Oil and Terrorism

Oil and TerrorismIn our discussions of the oil industry and its legitimacy, we occasionally run across people who deny that oil and terrorism have any real link, e.g., this comment to my recent piece on electric transportation:

…. nor has “terrorism” got anything to do with the oil industry! Terrorism exists in all sorts of forms, some of which is created by citizens of oil rich nations, but mostly by small groups of misogynists, with delusions of grandeur. The fact that the USA policy of uncritical support of Israel has naturally made (it) a target for extremist groups in the US, (but) has very little to do with oil. It just happens that some of Israel’s neighbors are oil-rich. (But the largest supplier of oil to US is Canada).

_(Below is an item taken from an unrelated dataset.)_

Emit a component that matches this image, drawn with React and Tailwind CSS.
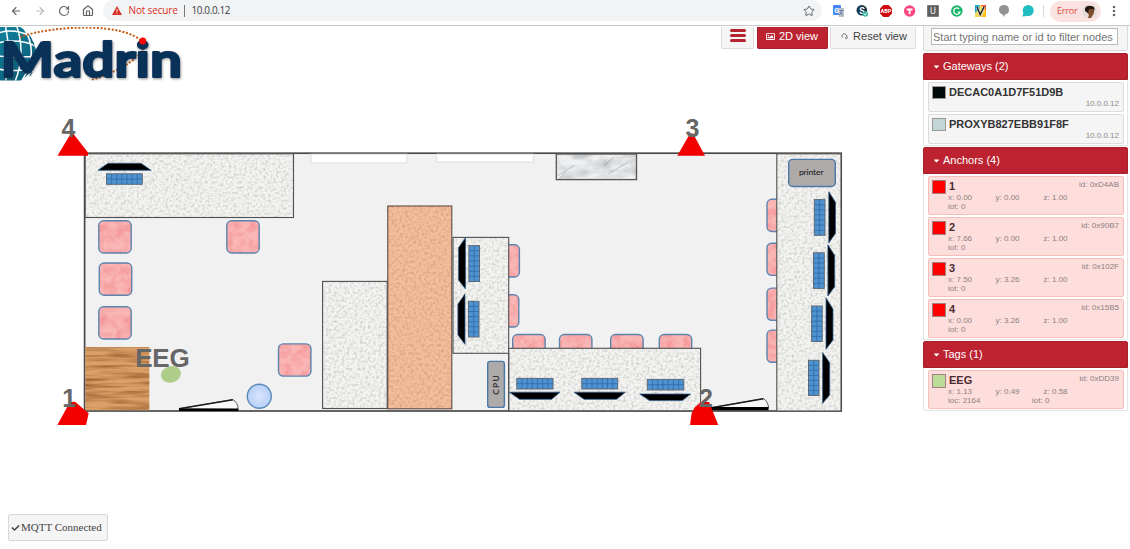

I’m not persuaded by this, and point out:

• Yes, the U.S. is itself a terrorist nation to the extent that it supports Israel in the latter’s obvious atrocities against human rights and gross violations of international law.   I despise that about my country, but I don’t see its relevance to the relationship between oil and terror.  Are you saying it’s the reason that ISIS is systematically beheading Christian children?

• The fact that the U.S. buys most of its oil from Canada (rather from countries that are directly connected with terrorism, e.g., Saudi Arabia) is also irrelevant.  Every drop of oil we buy from Canada is a drop someone else is forced to buy from the Saudis (or pick another from the dozens of oil-rich supporters of terror in the Middle East or Africa).

• In a world where oil has no special value, Islamist extremists lose their power to kidnap, rape, torture, bomb, behead, deny the most basic rights to women, etc.

• In the wider sense of the word “terrorism,” many people who study the world energy supply refer to the pursuit of oil as de facto “eco-terrorism.” Especially in today’s world in which the easy-to-find petroleum is long gone, each year brings a new set of environmentally damaging extraction techniques: drilling in the arctic, processing of tar sands, etc.

One also occasionally encounters the argument that, although oil admittedly is the coin of the realm today, and thus does have a relationship to terror, anything with which oil could be replaced (lithium, neodymium, thorium, etc.) will ultimately have the same horrific effect.

I’m not saying that such is impossible, but if I were defending my position in court, I’d interrupt: “Objection.  Calls for speculation.”   Seriously, if you’re going to go that far, you could speculate that thorium might turn out to be coveted by some alien species that now becomes provoked to attack the human race.  It’s not altogether impossible, but there is no good reason to make decisions as if that might be the case.